- Company Name
- Blackpoint Cyber
- Job Title
- Director of SRE
- Job Description
-
**Job Title:** Director of Site Reliability Engineering (SRE)
**Role Summary:** Lead and scale the organization’s cloud infrastructure, ensuring high availability, reliability, and cost efficiency for mission-critical services. Drive SRE best practices, automation, and financial optimization while mentoring a high-performing SRE team and collaborating cross-functionally with engineering, security, and product groups.
**Expectations:**
- 10+ years in SRE/DevOps or cloud infrastructure roles.
- 5+ years managing SRE or DevOps teams.
- Proven track record of designing, deploying, and operating highly available cloud environments (AWS, Azure, or GCP).
- Demonstrated success in cloud cost optimization and financial stewardship.
- Strong leadership, communication, and problem‑solving skills.
**Key Responsibilities:**
- Design, implement, and manage scalable, highly available cloud infrastructure.
- Establish and enforce SRE practices: monitoring, incident response, capacity planning, performance tuning, and reliability metrics (SLA/SLO/SLI).
- Drive automation via IaC (Terraform, CloudFormation, Pulumi) and CI/CD pipelines.
- Lead a team of SREs, applying coaching and accountability frameworks.
- Optimize cloud spend—right‑size resources, use spot/spot‑like instances, and implement cost‑saving strategies.
- Collaborate with engineering to embed reliability into development workflows.
- Work with security and compliance teams to maintain security hygiene and disaster‑recovery readiness.
- Conduct post‑incident reviews and continuous improvement cycles.
**Required Skills:**
- Deep expertise in AWS, Azure, or GCP with cost‑management and scaling strategies.
- Proficiency with IaC tools (Terraform, CloudFormation, Pulumi).
- Hands‑on experience with CI/CD, Kubernetes, container orchestration.
- Advanced monitoring/observability skills (Prometheus, Grafana, Datadog, Splunk).

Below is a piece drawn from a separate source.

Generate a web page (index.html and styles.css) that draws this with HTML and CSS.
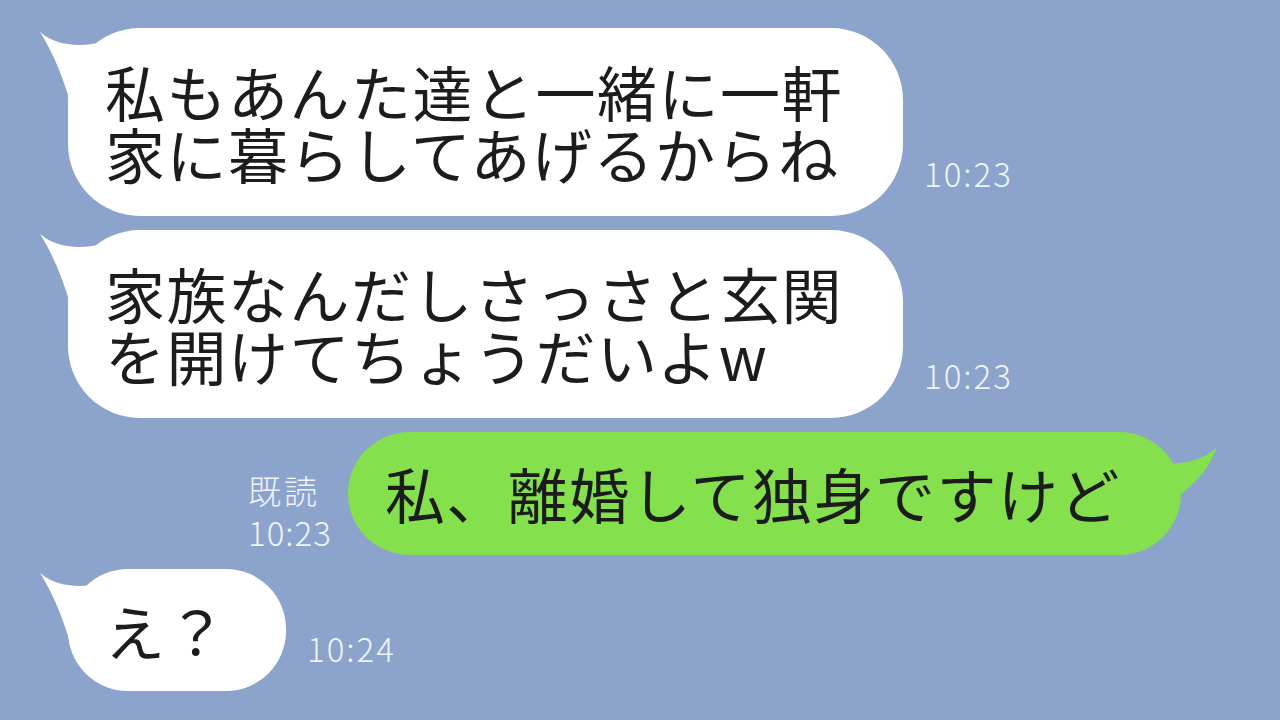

- Strong leadership, mentoring, and stakeholder engagement.
- Familiarity with SLA/SLO/SLI frameworks.
- Ability to drive “engineering efficiency” through self‑serve tooling.
**Required Education & Certifications:**
- Bachelor’s degree in Computer Science, Engineering, or related field (or equivalent experience).
- Certifications such as AWS Certified Solutions Architect, Google Cloud Professional Cloud Architect, or equivalent are preferred.